▸ Task objective
Produce an exact transcription of the listing below, omitting the pictures.

▸ Source material
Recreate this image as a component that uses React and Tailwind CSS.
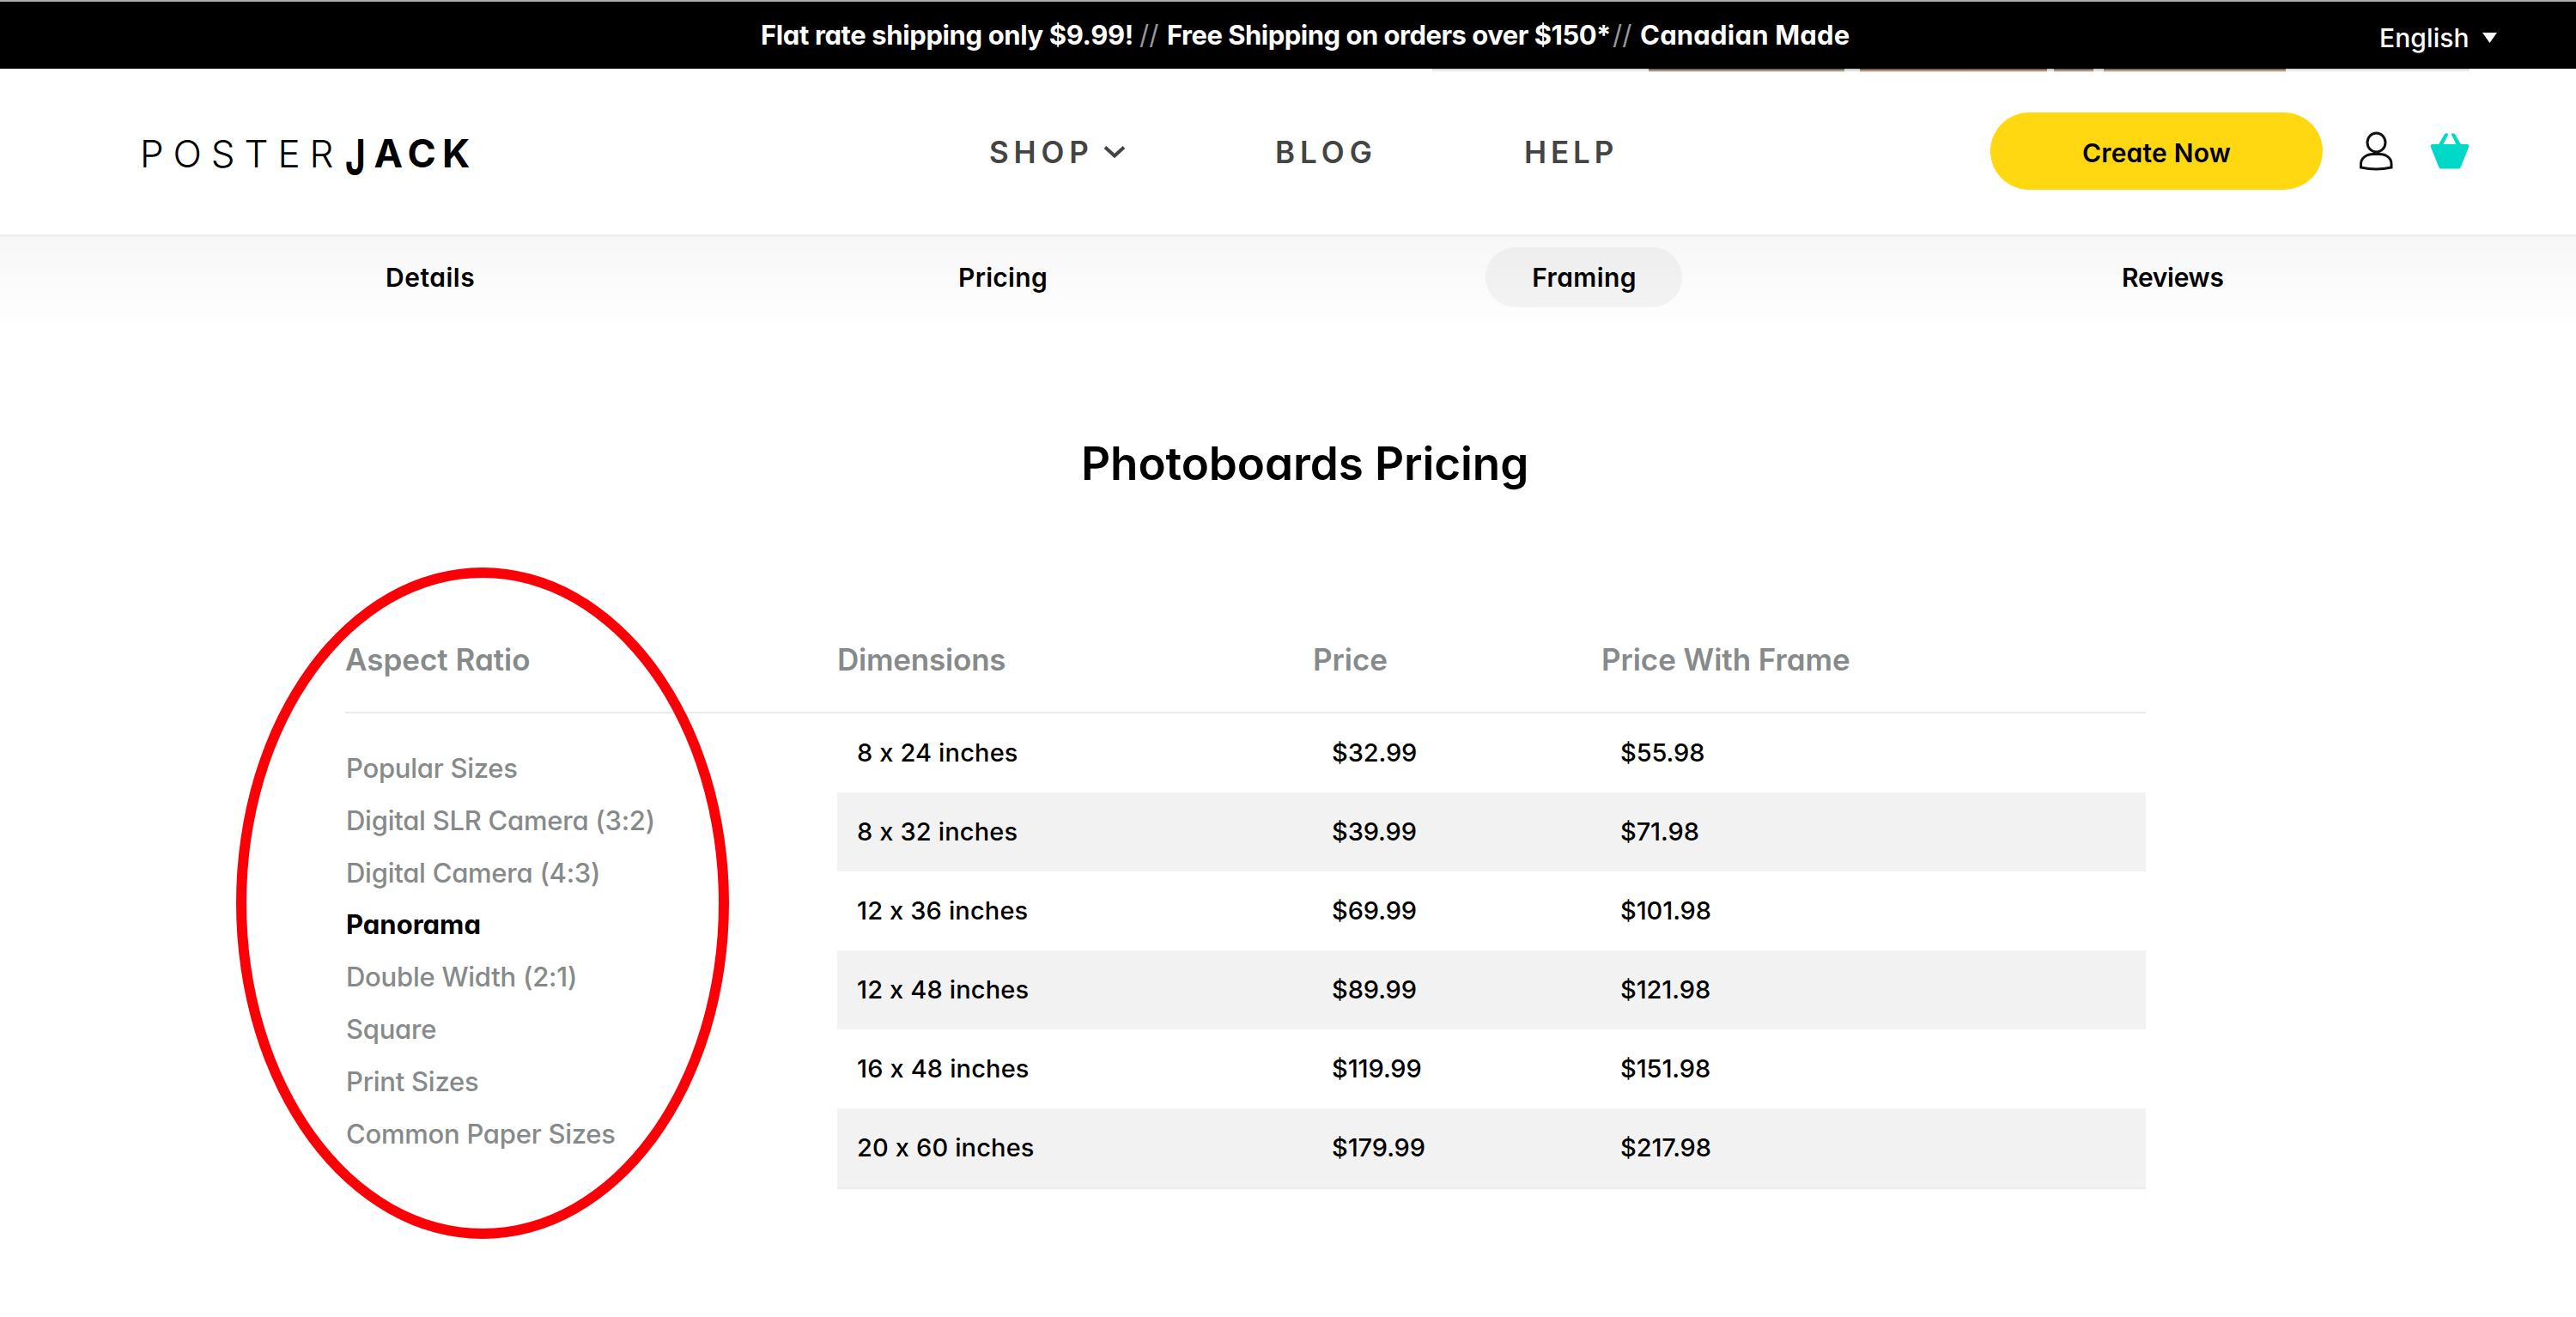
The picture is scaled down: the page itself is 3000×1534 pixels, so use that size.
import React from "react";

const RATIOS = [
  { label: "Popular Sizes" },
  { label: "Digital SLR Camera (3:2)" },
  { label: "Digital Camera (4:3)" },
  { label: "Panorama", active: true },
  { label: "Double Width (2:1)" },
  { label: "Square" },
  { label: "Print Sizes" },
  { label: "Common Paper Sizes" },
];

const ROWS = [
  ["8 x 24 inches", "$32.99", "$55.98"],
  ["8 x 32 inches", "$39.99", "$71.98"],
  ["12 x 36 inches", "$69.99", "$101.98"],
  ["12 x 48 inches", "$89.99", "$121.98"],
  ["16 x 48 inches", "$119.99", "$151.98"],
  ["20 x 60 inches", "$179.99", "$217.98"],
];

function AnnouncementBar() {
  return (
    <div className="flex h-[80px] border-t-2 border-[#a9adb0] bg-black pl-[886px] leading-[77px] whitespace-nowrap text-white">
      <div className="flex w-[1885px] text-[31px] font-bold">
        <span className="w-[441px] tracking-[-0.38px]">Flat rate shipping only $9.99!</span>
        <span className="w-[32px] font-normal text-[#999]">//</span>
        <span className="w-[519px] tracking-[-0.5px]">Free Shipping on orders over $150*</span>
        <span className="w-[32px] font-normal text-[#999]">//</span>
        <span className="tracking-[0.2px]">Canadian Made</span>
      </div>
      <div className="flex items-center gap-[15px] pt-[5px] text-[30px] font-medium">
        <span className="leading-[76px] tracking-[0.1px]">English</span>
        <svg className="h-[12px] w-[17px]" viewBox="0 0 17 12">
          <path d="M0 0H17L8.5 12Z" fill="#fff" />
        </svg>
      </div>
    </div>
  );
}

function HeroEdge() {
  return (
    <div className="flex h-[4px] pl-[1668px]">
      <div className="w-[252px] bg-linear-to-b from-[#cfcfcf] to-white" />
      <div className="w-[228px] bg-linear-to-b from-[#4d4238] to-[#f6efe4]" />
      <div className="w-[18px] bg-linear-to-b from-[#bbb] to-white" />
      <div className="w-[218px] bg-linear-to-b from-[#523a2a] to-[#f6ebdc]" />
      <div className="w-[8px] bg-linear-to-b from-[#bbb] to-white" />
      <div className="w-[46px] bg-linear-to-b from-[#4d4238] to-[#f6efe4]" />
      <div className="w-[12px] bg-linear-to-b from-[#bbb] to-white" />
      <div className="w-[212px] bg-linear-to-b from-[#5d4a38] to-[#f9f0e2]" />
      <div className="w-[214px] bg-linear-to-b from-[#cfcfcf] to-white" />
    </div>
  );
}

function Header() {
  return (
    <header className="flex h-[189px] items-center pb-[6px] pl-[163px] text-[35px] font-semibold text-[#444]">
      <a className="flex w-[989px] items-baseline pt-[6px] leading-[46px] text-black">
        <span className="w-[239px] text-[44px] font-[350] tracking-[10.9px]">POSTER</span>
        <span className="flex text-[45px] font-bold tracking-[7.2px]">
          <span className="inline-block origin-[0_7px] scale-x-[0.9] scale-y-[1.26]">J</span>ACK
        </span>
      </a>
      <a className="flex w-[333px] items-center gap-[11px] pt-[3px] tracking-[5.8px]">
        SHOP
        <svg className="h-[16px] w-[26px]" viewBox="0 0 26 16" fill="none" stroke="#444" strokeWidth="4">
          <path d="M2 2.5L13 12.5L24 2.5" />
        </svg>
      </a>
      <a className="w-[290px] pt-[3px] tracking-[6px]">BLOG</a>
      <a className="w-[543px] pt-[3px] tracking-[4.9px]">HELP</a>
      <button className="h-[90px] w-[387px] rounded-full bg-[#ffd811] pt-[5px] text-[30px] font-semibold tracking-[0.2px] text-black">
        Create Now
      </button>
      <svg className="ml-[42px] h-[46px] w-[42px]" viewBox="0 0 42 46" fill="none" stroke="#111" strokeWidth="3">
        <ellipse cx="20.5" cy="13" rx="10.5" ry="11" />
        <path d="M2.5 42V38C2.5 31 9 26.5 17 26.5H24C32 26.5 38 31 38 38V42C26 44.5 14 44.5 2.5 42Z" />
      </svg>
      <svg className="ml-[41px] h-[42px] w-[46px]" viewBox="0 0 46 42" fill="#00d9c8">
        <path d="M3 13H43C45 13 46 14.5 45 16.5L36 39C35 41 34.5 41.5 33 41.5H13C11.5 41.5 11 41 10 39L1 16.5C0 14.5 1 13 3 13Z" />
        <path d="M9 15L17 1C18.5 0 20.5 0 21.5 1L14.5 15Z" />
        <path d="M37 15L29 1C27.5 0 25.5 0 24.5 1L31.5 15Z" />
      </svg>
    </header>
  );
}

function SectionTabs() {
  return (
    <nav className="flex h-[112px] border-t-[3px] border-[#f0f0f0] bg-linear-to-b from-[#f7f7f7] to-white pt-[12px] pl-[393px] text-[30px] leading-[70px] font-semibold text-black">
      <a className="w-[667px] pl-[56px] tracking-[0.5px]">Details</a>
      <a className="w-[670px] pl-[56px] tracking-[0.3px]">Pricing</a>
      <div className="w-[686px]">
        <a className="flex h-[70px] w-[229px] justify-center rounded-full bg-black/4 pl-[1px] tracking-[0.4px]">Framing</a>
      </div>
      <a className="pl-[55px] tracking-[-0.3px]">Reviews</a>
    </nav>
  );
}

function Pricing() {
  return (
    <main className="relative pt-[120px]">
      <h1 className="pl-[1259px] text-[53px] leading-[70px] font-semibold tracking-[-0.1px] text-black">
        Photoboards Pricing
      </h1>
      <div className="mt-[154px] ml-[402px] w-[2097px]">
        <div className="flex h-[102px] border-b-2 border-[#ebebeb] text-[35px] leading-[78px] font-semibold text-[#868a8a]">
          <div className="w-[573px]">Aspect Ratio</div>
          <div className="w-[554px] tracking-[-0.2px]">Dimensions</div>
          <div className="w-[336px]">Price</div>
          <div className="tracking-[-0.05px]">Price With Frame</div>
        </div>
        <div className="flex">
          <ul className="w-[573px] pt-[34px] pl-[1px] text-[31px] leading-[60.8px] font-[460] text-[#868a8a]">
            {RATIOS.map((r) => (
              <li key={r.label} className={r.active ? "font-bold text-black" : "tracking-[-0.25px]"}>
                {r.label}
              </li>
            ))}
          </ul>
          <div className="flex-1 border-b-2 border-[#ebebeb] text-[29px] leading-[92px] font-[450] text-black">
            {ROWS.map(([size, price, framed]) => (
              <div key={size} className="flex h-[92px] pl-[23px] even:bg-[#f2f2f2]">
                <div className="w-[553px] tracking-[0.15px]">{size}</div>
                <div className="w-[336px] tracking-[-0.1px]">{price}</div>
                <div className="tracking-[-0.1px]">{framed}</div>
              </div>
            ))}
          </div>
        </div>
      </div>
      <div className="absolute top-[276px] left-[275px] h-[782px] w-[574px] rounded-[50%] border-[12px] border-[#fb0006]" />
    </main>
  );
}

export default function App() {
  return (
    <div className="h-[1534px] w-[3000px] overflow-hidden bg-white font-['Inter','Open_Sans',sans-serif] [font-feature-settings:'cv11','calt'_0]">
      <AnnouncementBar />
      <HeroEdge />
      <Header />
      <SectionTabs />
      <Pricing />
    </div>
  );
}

▸ Output
Recreate this image as a component that uses React and Tailwind CSS.
The picture is scaled down: the page itself is 3000×1534 pixels, so use that size.
import React from "react";

const RATIOS = [
  { label: "Popular Sizes" },
  { label: "Digital SLR Camera (3:2)" },
  { label: "Digital Camera (4:3)" },
  { label: "Panorama", active: true },
  { label: "Double Width (2:1)" },
  { label: "Square" },
  { label: "Print Sizes" },
  { label: "Common Paper Sizes" },
];

const ROWS = [
  ["8 x 24 inches", "$32.99", "$55.98"],
  ["8 x 32 inches", "$39.99", "$71.98"],
  ["12 x 36 inches", "$69.99", "$101.98"],
  ["12 x 48 inches", "$89.99", "$121.98"],
  ["16 x 48 inches", "$119.99", "$151.98"],
  ["20 x 60 inches", "$179.99", "$217.98"],
];

function AnnouncementBar() {
  return (
    <div className="flex h-[80px] border-t-2 border-[#a9adb0] bg-black pl-[886px] leading-[77px] whitespace-nowrap text-white">
      <div className="flex w-[1885px] text-[31px] font-bold">
        <span className="w-[441px] tracking-[-0.38px]">Flat rate shipping only $9.99!</span>
        <span className="w-[32px] font-normal text-[#999]">//</span>
        <span className="w-[519px] tracking-[-0.5px]">Free Shipping on orders over $150*</span>
        <span className="w-[32px] font-normal text-[#999]">//</span>
        <span className="tracking-[0.2px]">Canadian Made</span>
      </div>
      <div className="flex items-center gap-[15px] pt-[5px] text-[30px] font-medium">
        <span className="leading-[76px] tracking-[0.1px]">English</span>
        <svg className="h-[12px] w-[17px]" viewBox="0 0 17 12">
          <path d="M0 0H17L8.5 12Z" fill="#fff" />
        </svg>
      </div>
    </div>
  );
}

function HeroEdge() {
  return (
    <div className="flex h-[4px] pl-[1668px]">
      <div className="w-[252px] bg-linear-to-b from-[#cfcfcf] to-white" />
      <div className="w-[228px] bg-linear-to-b from-[#4d4238] to-[#f6efe4]" />
      <div className="w-[18px] bg-linear-to-b from-[#bbb] to-white" />
      <div className="w-[218px] bg-linear-to-b from-[#523a2a] to-[#f6ebdc]" />
      <div className="w-[8px] bg-linear-to-b from-[#bbb] to-white" />
      <div className="w-[46px] bg-linear-to-b from-[#4d4238] to-[#f6efe4]" />
      <div className="w-[12px] bg-linear-to-b from-[#bbb] to-white" />
      <div className="w-[212px] bg-linear-to-b from-[#5d4a38] to-[#f9f0e2]" />
      <div className="w-[214px] bg-linear-to-b from-[#cfcfcf] to-white" />
    </div>
  );
}

function Header() {
  return (
    <header className="flex h-[189px] items-center pb-[6px] pl-[163px] text-[35px] font-semibold text-[#444]">
      <a className="flex w-[989px] items-baseline pt-[6px] leading-[46px] text-black">
        <span className="w-[239px] text-[44px] font-[350] tracking-[10.9px]">POSTER</span>
        <span className="flex text-[45px] font-bold tracking-[7.2px]">
          <span className="inline-block origin-[0_7px] scale-x-[0.9] scale-y-[1.26]">J</span>ACK
        </span>
      </a>
      <a className="flex w-[333px] items-center gap-[11px] pt-[3px] tracking-[5.8px]">
        SHOP
        <svg className="h-[16px] w-[26px]" viewBox="0 0 26 16" fill="none" stroke="#444" strokeWidth="4">
          <path d="M2 2.5L13 12.5L24 2.5" />
        </svg>
      </a>
      <a className="w-[290px] pt-[3px] tracking-[6px]">BLOG</a>
      <a className="w-[543px] pt-[3px] tracking-[4.9px]">HELP</a>
      <button className="h-[90px] w-[387px] rounded-full bg-[#ffd811] pt-[5px] text-[30px] font-semibold tracking-[0.2px] text-black">
        Create Now
      </button>
      <svg className="ml-[42px] h-[46px] w-[42px]" viewBox="0 0 42 46" fill="none" stroke="#111" strokeWidth="3">
        <ellipse cx="20.5" cy="13" rx="10.5" ry="11" />
        <path d="M2.5 42V38C2.5 31 9 26.5 17 26.5H24C32 26.5 38 31 38 38V42C26 44.5 14 44.5 2.5 42Z" />
      </svg>
      <svg className="ml-[41px] h-[42px] w-[46px]" viewBox="0 0 46 42" fill="#00d9c8">
        <path d="M3 13H43C45 13 46 14.5 45 16.5L36 39C35 41 34.5 41.5 33 41.5H13C11.5 41.5 11 41 10 39L1 16.5C0 14.5 1 13 3 13Z" />
        <path d="M9 15L17 1C18.5 0 20.5 0 21.5 1L14.5 15Z" />
        <path d="M37 15L29 1C27.5 0 25.5 0 24.5 1L31.5 15Z" />
      </svg>
    </header>
  );
}

function SectionTabs() {
  return (
    <nav className="flex h-[112px] border-t-[3px] border-[#f0f0f0] bg-linear-to-b from-[#f7f7f7] to-white pt-[12px] pl-[393px] text-[30px] leading-[70px] font-semibold text-black">
      <a className="w-[667px] pl-[56px] tracking-[0.5px]">Details</a>
      <a className="w-[670px] pl-[56px] tracking-[0.3px]">Pricing</a>
      <div className="w-[686px]">
        <a className="flex h-[70px] w-[229px] justify-center rounded-full bg-black/4 pl-[1px] tracking-[0.4px]">Framing</a>
      </div>
      <a className="pl-[55px] tracking-[-0.3px]">Reviews</a>
    </nav>
  );
}

function Pricing() {
  return (
    <main className="relative pt-[120px]">
      <h1 className="pl-[1259px] text-[53px] leading-[70px] font-semibold tracking-[-0.1px] text-black">
        Photoboards Pricing
      </h1>
      <div className="mt-[154px] ml-[402px] w-[2097px]">
        <div className="flex h-[102px] border-b-2 border-[#ebebeb] text-[35px] leading-[78px] font-semibold text-[#868a8a]">
          <div className="w-[573px]">Aspect Ratio</div>
          <div className="w-[554px] tracking-[-0.2px]">Dimensions</div>
          <div className="w-[336px]">Price</div>
          <div className="tracking-[-0.05px]">Price With Frame</div>
        </div>
        <div className="flex">
          <ul className="w-[573px] pt-[34px] pl-[1px] text-[31px] leading-[60.8px] font-[460] text-[#868a8a]">
            {RATIOS.map((r) => (
              <li key={r.label} className={r.active ? "font-bold text-black" : "tracking-[-0.25px]"}>
                {r.label}
              </li>
            ))}
          </ul>
          <div className="flex-1 border-b-2 border-[#ebebeb] text-[29px] leading-[92px] font-[450] text-black">
            {ROWS.map(([size, price, framed]) => (
              <div key={size} className="flex h-[92px] pl-[23px] even:bg-[#f2f2f2]">
                <div className="w-[553px] tracking-[0.15px]">{size}</div>
                <div className="w-[336px] tracking-[-0.1px]">{price}</div>
                <div className="tracking-[-0.1px]">{framed}</div>
              </div>
            ))}
          </div>
        </div>
      </div>
      <div className="absolute top-[276px] left-[275px] h-[782px] w-[574px] rounded-[50%] border-[12px] border-[#fb0006]" />
    </main>
  );
}

export default function App() {
  return (
    <div className="h-[1534px] w-[3000px] overflow-hidden bg-white font-['Inter','Open_Sans',sans-serif] [font-feature-settings:'cv11','calt'_0]">
      <AnnouncementBar />
      <HeroEdge />
      <Header />
      <SectionTabs />
      <Pricing />
    </div>
  );
}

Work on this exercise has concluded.